- _Exercise objective_:
Look below for the line with "Emit a component" and the line with "string; server: string"; repeat exactly those two lines and all lines between them, but no pictures.

Front-end source files
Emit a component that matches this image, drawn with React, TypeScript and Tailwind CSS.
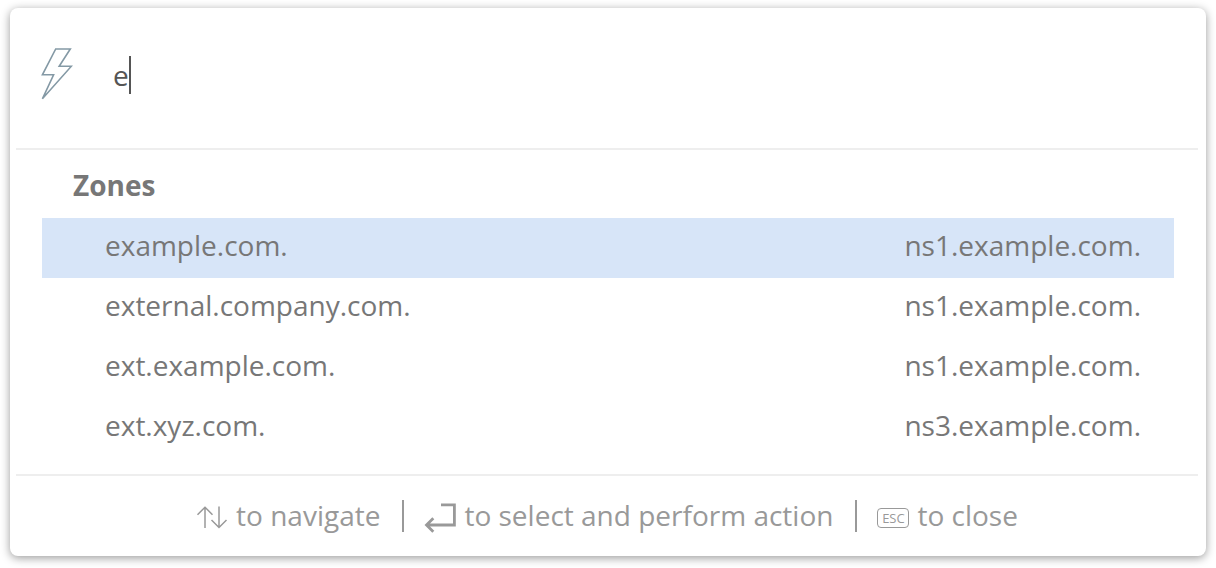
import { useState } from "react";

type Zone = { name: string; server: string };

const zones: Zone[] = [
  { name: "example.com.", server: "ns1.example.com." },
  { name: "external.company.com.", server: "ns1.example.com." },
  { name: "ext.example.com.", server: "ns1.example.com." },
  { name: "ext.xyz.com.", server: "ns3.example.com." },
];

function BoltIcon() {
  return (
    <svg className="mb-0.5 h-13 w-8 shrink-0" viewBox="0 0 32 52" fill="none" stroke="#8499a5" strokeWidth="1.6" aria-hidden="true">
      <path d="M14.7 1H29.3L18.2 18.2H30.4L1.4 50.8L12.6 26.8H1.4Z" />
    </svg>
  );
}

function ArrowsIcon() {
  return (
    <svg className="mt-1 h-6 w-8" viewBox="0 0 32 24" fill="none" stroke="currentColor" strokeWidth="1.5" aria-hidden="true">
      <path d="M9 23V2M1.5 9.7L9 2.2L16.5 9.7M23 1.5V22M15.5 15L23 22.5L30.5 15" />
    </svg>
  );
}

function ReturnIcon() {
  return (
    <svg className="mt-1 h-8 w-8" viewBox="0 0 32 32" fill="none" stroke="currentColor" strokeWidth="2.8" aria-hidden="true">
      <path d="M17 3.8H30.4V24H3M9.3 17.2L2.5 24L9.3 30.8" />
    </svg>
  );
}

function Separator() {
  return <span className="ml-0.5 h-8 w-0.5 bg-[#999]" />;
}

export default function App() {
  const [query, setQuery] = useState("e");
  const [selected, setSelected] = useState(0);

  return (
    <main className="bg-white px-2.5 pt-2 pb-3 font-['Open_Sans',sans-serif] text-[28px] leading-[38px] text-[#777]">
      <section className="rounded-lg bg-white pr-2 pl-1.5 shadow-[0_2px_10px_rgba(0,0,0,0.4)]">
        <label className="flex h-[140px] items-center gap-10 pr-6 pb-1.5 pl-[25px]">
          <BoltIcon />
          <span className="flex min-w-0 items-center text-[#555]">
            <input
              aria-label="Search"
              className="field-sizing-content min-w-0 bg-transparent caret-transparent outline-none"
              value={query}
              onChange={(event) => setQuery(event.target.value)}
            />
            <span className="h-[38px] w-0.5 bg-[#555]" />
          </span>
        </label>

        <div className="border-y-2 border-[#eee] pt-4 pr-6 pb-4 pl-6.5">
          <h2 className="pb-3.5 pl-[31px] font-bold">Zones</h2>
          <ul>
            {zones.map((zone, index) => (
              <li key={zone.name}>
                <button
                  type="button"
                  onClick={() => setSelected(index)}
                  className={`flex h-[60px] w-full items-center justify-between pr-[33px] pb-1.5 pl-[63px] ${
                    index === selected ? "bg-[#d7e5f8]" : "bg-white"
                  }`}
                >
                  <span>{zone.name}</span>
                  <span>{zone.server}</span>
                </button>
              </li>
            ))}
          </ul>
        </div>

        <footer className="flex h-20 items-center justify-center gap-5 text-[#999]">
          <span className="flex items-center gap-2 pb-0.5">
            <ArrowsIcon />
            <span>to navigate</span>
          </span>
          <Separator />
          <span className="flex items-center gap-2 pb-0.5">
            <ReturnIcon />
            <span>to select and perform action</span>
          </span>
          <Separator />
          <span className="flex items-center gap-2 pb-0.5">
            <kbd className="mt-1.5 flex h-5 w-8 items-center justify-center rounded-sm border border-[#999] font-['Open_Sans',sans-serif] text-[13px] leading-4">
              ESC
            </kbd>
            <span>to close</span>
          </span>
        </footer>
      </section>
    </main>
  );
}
* * *
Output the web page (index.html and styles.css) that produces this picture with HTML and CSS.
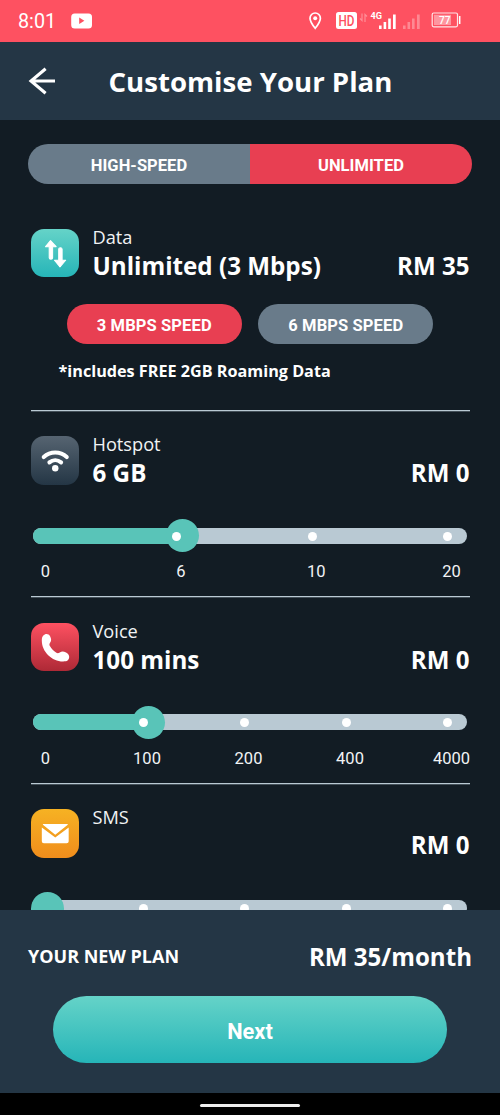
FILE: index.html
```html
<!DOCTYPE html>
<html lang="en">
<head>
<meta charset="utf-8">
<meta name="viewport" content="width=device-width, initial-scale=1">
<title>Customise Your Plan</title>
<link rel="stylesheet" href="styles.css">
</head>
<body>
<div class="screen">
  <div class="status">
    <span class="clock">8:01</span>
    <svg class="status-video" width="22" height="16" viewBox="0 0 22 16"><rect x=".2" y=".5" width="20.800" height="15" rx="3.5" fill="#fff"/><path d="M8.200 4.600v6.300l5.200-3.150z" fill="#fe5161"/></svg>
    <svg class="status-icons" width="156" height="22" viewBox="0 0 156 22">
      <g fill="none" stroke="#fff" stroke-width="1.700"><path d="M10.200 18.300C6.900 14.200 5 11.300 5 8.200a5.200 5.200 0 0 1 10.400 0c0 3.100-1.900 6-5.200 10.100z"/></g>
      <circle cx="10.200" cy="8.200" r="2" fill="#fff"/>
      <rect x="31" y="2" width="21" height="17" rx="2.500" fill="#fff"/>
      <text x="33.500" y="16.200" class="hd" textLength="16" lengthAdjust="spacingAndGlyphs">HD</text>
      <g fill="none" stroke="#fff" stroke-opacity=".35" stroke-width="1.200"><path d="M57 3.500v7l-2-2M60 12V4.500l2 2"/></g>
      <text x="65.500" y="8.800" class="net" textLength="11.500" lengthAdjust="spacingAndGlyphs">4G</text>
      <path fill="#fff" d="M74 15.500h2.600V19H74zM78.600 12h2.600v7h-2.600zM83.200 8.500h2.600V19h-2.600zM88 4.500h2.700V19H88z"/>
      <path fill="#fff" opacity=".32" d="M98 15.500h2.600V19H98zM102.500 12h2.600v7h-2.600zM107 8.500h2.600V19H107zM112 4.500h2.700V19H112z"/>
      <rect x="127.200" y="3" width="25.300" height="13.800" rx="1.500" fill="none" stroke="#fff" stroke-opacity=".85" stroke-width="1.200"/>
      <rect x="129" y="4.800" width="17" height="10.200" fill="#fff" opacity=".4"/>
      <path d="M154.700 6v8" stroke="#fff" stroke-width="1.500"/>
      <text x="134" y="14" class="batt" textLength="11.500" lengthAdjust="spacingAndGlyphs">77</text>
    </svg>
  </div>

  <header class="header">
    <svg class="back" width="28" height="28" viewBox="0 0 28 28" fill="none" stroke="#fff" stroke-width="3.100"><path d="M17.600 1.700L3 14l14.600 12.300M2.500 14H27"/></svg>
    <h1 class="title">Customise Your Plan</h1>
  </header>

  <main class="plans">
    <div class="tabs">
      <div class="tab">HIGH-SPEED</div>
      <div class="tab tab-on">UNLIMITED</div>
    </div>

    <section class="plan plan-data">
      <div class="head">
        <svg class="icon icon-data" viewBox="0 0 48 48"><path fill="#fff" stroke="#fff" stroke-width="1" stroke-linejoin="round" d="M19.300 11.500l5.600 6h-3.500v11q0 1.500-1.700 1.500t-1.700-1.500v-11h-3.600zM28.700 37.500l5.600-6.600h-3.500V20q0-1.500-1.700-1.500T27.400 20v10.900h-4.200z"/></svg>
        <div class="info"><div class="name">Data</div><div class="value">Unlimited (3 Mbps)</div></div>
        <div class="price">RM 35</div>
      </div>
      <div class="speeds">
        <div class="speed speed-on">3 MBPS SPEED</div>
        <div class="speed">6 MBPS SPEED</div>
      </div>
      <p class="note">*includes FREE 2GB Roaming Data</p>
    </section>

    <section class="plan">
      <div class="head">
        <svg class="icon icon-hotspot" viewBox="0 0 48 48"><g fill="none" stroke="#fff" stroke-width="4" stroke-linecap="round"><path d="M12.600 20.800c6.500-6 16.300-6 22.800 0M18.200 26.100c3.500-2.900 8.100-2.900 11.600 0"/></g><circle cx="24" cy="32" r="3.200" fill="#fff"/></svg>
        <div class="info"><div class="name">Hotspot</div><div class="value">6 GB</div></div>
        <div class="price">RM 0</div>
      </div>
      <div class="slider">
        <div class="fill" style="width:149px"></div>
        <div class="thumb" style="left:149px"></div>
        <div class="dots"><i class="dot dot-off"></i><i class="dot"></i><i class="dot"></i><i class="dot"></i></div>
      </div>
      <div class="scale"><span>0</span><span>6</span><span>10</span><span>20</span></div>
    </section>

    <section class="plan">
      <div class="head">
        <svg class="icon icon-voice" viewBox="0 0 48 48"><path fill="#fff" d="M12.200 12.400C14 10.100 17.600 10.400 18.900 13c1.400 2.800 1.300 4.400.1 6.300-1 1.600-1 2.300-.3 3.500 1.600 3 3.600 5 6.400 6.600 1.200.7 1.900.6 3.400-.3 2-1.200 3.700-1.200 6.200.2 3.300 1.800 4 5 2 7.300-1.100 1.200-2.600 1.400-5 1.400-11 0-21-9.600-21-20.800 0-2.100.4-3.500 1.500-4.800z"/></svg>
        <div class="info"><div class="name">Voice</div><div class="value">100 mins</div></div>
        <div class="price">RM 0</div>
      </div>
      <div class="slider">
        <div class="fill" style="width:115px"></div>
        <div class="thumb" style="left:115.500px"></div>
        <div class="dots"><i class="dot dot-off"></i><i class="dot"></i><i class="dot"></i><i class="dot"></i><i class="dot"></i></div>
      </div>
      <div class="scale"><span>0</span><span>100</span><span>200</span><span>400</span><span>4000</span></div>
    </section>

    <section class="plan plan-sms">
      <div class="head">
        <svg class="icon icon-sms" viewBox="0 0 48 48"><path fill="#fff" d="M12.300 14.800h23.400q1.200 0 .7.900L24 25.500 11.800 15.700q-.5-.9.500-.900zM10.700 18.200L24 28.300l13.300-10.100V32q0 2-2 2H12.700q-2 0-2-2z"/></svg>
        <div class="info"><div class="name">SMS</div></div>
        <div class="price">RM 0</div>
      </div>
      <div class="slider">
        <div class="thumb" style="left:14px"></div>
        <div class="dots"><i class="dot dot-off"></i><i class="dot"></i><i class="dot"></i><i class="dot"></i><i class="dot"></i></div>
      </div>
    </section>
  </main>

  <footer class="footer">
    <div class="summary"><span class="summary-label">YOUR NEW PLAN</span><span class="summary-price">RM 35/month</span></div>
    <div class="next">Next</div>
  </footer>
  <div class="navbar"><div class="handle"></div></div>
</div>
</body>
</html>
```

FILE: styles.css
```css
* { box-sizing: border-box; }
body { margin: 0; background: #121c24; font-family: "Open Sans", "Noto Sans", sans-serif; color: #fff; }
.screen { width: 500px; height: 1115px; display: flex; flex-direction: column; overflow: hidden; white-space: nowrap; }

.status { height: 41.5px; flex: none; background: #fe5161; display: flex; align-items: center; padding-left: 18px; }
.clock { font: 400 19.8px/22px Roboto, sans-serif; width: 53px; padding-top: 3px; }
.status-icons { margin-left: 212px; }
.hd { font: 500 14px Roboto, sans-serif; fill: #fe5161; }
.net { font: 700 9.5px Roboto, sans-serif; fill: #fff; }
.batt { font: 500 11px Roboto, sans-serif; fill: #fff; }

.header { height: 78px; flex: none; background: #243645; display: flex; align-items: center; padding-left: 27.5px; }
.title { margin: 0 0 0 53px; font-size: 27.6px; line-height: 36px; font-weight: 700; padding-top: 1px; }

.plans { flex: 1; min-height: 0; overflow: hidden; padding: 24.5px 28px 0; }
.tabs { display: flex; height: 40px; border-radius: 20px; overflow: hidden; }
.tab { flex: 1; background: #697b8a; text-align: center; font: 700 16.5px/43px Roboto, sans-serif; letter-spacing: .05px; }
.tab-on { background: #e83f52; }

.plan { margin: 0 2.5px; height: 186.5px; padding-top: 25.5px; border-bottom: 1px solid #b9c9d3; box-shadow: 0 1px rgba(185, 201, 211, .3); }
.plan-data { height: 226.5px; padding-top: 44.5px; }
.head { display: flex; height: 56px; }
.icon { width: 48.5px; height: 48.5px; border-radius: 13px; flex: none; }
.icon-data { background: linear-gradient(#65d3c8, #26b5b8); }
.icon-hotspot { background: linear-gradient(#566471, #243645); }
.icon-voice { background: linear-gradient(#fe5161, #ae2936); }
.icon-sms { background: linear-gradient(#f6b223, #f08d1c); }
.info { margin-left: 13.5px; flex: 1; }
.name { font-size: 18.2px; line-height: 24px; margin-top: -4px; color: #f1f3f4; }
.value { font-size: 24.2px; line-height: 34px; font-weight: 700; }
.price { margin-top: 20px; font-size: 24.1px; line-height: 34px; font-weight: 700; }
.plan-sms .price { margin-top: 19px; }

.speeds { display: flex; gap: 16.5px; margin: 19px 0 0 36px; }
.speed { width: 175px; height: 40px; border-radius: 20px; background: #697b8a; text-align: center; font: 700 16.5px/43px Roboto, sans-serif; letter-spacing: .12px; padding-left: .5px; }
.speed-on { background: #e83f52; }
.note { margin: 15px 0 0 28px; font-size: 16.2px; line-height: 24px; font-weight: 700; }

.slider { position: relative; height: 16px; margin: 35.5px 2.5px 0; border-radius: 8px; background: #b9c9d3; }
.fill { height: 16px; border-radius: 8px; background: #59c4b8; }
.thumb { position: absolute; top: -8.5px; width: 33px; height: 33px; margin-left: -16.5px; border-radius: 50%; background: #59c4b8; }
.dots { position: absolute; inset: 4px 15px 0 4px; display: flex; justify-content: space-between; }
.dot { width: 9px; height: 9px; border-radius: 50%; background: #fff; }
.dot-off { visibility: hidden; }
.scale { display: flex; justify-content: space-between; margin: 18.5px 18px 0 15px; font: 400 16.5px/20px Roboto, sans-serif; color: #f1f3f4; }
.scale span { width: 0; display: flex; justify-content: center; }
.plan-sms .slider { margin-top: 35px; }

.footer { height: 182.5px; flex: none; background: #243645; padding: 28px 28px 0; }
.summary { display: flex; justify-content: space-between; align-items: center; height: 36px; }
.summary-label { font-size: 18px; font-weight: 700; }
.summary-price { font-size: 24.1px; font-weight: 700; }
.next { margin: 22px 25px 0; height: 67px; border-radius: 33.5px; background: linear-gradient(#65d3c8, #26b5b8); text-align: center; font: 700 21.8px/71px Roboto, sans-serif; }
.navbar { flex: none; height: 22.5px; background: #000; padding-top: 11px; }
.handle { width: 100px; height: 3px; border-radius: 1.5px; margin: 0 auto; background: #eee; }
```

- _Task response_:
Emit a component that matches this image, drawn with React, TypeScript and Tailwind CSS.
import { useState } from "react";

type Zone = { name: string; server: string };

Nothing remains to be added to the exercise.